PROMPT — In the entries below, find the line with "Write a component" and the line with "import React from", then retype both and everything between them exactly. Do not copy the pictures.

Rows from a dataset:
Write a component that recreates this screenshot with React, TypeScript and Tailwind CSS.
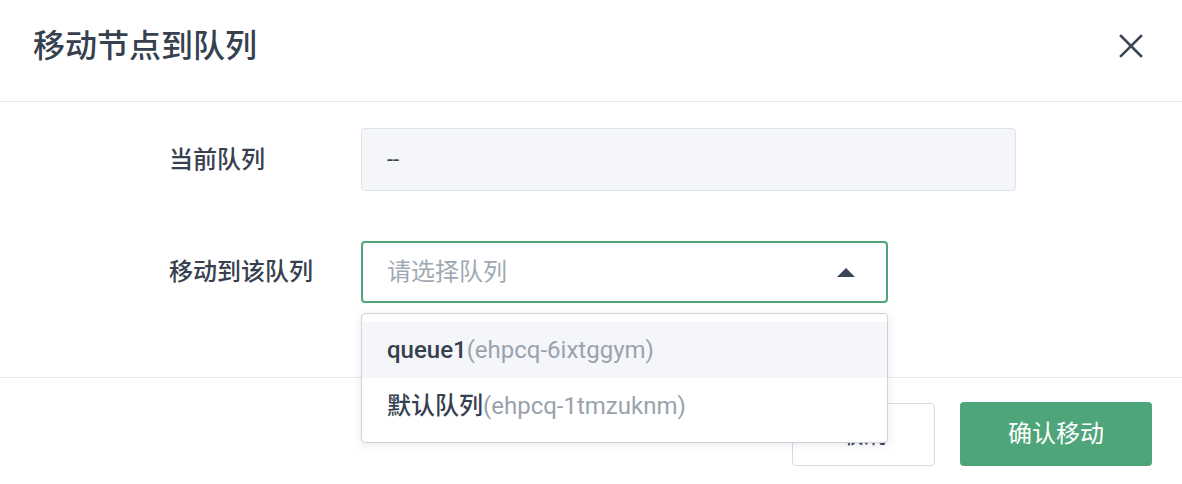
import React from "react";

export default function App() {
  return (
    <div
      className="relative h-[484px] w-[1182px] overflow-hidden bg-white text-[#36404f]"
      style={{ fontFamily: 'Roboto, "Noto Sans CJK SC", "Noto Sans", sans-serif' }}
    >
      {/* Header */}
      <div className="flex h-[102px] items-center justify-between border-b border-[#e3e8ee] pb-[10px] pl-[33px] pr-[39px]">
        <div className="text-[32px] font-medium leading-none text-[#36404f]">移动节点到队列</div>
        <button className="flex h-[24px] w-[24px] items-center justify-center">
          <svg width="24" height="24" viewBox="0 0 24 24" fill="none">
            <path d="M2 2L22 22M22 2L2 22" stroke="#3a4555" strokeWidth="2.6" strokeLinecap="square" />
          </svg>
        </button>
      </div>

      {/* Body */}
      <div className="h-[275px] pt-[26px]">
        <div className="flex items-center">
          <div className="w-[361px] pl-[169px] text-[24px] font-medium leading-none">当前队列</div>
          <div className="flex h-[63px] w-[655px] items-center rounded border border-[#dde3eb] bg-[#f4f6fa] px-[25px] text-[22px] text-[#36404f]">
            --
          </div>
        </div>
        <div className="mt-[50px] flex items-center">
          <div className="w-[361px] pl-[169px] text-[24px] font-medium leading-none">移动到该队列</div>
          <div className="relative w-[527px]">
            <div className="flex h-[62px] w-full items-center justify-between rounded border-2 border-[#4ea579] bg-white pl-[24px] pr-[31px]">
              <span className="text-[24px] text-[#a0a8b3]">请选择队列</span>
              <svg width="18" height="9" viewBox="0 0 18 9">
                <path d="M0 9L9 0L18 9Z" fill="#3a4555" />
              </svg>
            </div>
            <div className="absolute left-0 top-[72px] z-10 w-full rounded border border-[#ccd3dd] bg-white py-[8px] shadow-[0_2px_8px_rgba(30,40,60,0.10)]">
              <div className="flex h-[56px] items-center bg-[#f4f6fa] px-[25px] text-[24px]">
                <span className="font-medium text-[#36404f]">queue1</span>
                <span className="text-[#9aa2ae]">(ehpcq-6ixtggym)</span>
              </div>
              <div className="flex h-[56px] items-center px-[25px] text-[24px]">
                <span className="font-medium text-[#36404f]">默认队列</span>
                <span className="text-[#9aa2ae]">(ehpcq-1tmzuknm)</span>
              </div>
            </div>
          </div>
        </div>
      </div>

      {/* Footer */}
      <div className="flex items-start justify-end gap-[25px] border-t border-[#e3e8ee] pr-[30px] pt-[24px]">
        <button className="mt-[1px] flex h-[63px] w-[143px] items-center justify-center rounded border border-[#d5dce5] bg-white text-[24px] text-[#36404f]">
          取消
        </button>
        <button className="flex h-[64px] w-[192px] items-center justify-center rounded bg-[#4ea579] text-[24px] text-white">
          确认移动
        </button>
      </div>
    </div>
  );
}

...

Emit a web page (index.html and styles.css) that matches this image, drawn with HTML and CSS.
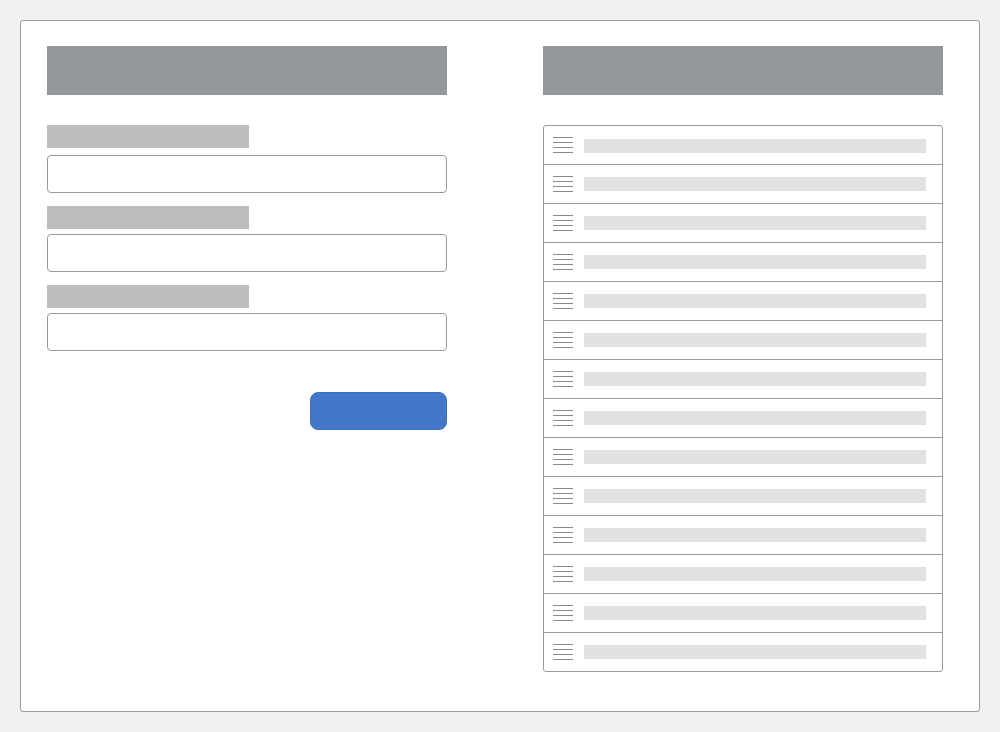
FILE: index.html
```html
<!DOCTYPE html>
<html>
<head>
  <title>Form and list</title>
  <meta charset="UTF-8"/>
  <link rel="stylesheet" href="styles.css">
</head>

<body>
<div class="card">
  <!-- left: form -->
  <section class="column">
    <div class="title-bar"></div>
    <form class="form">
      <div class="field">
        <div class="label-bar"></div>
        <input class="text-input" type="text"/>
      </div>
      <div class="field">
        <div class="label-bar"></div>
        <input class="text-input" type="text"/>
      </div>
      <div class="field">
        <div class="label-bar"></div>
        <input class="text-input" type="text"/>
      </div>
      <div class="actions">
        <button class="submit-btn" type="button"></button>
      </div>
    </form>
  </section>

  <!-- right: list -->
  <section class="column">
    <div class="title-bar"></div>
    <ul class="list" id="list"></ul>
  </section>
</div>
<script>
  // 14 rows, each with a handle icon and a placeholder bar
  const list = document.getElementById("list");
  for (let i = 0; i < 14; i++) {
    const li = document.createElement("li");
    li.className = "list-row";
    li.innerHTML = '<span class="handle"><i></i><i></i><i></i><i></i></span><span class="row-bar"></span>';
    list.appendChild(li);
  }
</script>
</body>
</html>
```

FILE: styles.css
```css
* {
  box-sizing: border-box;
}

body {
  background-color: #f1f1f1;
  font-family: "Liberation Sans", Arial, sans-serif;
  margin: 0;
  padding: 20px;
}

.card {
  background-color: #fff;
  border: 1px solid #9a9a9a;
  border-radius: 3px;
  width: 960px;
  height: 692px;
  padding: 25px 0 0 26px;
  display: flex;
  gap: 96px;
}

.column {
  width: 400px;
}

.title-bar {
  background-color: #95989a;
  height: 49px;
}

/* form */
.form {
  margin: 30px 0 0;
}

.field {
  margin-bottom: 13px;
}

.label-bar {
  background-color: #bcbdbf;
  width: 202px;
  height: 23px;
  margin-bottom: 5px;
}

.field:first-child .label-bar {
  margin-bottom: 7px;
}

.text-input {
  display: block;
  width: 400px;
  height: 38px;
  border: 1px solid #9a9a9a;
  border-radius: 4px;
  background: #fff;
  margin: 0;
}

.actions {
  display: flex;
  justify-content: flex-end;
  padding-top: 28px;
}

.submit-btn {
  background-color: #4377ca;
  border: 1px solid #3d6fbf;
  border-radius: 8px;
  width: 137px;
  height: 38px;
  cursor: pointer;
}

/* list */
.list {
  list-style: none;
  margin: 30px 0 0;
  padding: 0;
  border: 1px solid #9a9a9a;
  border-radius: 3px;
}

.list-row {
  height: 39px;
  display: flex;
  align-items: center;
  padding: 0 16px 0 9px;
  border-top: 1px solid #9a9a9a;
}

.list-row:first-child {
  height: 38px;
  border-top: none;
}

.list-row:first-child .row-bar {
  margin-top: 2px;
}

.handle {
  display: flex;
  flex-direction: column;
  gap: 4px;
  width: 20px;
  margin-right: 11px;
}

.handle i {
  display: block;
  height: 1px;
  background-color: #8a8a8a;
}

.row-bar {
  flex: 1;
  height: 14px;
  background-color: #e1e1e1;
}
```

==

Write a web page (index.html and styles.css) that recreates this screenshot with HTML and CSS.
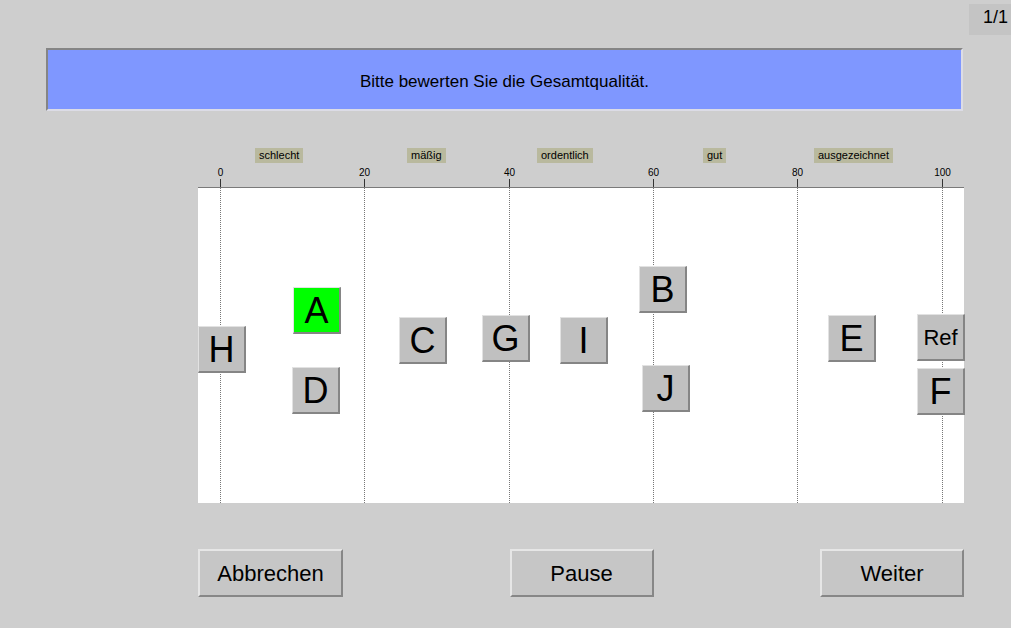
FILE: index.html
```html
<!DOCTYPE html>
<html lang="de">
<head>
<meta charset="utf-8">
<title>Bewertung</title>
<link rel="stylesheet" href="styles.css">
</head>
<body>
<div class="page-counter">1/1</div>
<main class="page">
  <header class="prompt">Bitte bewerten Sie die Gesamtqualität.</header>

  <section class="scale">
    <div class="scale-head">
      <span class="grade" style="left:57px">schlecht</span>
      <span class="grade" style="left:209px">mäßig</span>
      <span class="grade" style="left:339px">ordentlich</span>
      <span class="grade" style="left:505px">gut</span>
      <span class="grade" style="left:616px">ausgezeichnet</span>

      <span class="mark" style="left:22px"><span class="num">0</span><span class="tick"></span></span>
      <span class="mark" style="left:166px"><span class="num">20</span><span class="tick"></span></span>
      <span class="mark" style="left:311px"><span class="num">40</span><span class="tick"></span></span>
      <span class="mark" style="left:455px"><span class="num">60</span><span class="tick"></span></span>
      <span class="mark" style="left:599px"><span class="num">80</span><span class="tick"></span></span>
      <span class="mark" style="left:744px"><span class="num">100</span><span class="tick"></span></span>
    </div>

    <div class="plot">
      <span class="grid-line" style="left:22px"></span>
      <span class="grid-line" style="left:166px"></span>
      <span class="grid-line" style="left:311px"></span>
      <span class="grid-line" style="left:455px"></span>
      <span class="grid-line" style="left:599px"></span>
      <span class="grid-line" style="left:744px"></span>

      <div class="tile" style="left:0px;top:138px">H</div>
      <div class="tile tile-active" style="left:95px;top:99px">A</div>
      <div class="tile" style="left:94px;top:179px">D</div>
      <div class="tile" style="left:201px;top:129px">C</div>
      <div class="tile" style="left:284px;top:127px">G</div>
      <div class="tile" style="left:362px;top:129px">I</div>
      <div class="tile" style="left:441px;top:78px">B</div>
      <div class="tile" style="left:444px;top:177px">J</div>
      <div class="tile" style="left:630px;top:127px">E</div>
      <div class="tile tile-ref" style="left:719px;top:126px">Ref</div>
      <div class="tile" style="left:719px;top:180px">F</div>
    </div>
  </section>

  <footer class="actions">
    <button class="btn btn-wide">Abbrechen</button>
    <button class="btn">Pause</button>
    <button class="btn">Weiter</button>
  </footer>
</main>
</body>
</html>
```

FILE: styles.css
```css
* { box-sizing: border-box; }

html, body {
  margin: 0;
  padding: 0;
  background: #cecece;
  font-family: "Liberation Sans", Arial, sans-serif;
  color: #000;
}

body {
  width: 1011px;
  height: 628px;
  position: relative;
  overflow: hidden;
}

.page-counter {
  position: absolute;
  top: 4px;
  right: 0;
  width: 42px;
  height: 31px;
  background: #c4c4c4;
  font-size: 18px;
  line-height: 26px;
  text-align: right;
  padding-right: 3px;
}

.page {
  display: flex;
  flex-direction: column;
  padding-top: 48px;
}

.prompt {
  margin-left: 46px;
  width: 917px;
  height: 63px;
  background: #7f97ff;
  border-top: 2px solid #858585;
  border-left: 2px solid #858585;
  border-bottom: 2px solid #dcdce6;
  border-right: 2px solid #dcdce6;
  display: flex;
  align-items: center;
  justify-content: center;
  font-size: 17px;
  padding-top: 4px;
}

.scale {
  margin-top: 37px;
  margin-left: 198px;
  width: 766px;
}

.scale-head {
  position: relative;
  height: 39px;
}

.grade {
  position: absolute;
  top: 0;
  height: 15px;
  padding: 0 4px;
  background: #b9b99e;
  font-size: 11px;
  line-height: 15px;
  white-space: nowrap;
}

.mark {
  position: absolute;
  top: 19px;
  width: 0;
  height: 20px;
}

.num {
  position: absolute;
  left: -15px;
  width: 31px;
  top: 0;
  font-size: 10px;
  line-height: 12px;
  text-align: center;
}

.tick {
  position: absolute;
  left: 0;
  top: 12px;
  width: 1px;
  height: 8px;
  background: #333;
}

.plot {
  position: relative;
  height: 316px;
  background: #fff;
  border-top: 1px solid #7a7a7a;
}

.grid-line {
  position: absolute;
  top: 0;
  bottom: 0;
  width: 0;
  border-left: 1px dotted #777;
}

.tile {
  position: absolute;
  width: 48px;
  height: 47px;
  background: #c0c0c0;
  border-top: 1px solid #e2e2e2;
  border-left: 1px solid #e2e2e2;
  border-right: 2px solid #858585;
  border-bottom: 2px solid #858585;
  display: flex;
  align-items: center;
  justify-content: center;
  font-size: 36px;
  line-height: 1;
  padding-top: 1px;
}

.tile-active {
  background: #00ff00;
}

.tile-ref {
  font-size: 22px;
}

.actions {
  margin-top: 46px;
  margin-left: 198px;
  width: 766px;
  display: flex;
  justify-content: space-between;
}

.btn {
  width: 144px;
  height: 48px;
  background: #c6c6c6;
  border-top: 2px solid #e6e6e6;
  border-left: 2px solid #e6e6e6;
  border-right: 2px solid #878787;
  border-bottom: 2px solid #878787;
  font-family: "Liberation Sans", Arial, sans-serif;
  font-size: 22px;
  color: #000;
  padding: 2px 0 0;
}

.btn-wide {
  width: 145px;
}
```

EXERCISE OUTPUT —
Write a component that recreates this screenshot with React, TypeScript and Tailwind CSS.
import React from "react";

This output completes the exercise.